The Foreign Intelligence Surveillance Court presiding judge James E. Boasberg said these violations came before improvements to the querying system and training program were implemented.

"While the Court is concerned about the apparent widespread violations, it lacks sufficient information at this time” to assess the sufficiency of changes to FBI systems and training, said Boasberg.

"The Court is willing to again conclude that the... [FBI’s] procedures meet statutory and Fourth Amendment requirements," he continued.

This latest violation came in the form of an FBI specialist conducting background investigations on individuals looking to take part in an FBI "Citizens Academy" program that would help create an understanding of the role bureau takes within the community.
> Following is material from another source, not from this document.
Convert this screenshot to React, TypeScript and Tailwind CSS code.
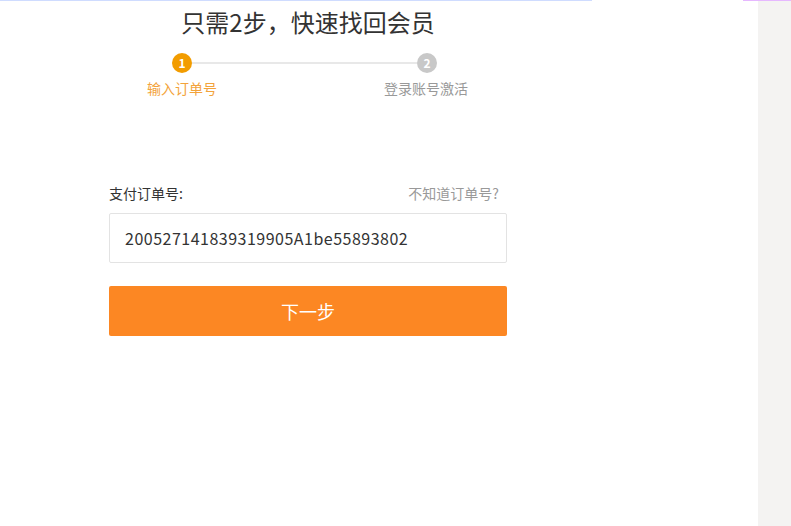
import React from "react";

export default function App() {
  return (
    <div
      className="w-[791px] h-[526px] flex flex-col bg-white overflow-hidden"
      style={{ fontFamily: '"Noto Sans CJK SC", "Noto Sans", sans-serif' }}
    >
      <div className="flex h-px shrink-0">
        <div className="w-[592px] bg-[#cfdcff]" />
        <div className="flex-1" />
        <div className="w-[48px] bg-[#e6b8ff]" />
      </div>
      <div className="flex flex-1">
        <div className="flex-1 pl-[109px]">
          <div className="w-[398px] flex flex-col">
            <h1 className="mt-[5px] text-center text-[24px] leading-[32px] text-[#333] font-normal">
              只需2步，快速找回会员
            </h1>
            <div className="mt-[15px] flex flex-col">
              <div className="flex items-center pl-[63px] pr-[70px]">
                <div className="w-5 h-5 rounded-full bg-[#f29c00] text-white text-[12px] leading-5 text-center font-bold">
                  1
                </div>
                <div className="flex-1 h-[2px] bg-[#e8e8e8]" />
                <div className="w-5 h-5 rounded-full bg-[#c8c8c8] text-white text-[12px] leading-5 text-center font-bold">
                  2
                </div>
              </div>
              <div className="flex justify-between mt-[4px] text-[14px] leading-[22px]">
                <span className="ml-[38px] text-[#f3a33b]">输入订单号</span>
                <span className="mr-[39px] text-[#999]">登录账号激活</span>
              </div>
            </div>
            <div className="mt-[84px] flex justify-between items-center text-[14px] leading-[20px]">
              <span className="text-[#333]">支付订单号:</span>
              <span className="mr-[8px] text-[#999]">不知道订单号?</span>
            </div>
            <div className="mt-[10px] h-[50px] border border-[#e3e3e3] rounded-[2px] flex items-center pl-[15px] text-[16px] tracking-[0.5px] text-[#333]">
              200527141839319905A1be55893802
            </div>
            <button className="mt-[23px] h-[50px] rounded-[2px] bg-[#fc8723] text-white text-[18px]">
              下一步
            </button>
          </div>
        </div>
        <div className="w-[33px] bg-[#f4f3f2]" />
      </div>
    </div>
  );
}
Also looked at as part of the 124 queries were those who entered field offices to perform repairs and related services, and those who were looking to report tips and crimes.

This new finding marks at least the third case of FBI rules breached in recent memory, bringing analysts to question whether the issue is systemic.

The FBI queried data from more than 70,000 email addresses and phone numbers in October 2018, and once again broke privacy rules in December 2019 by reportedly searching for information on a job candidate, a crime victim, and potential sources.

"We can continue playing compliance whack-a-mole,” said senior Cato Institute fellow Julian Sanchez. "But at this point, it’s reasonable to ask whether this sort of large-scale collection on a ‘general warrant’ model is inherently prone to these problems in a way that resists robust and timely oversight.”

"We’ve seen this movie before," Sanchez continued. "The court wags its finger at systemic noncompliance but ultimately decides to give the FBI yet another chance."

Boasberg reportedly found that the Justice Department's national security division reported numerous incidents involving the FBI conducting several queries into Americans for criminal evidence without obtaining court permission first, which under a 2018 Congress ruling they are required to do.

At the heart of the issue is the law Section 702 of the Foreign Intelligence Surveillance Act, or FISA, in which the government obtains communications from tech companies for the purposes of foreign intelligence. It also aids in government investigations that look into foreign terrorism, nuclear proliferation and espionage.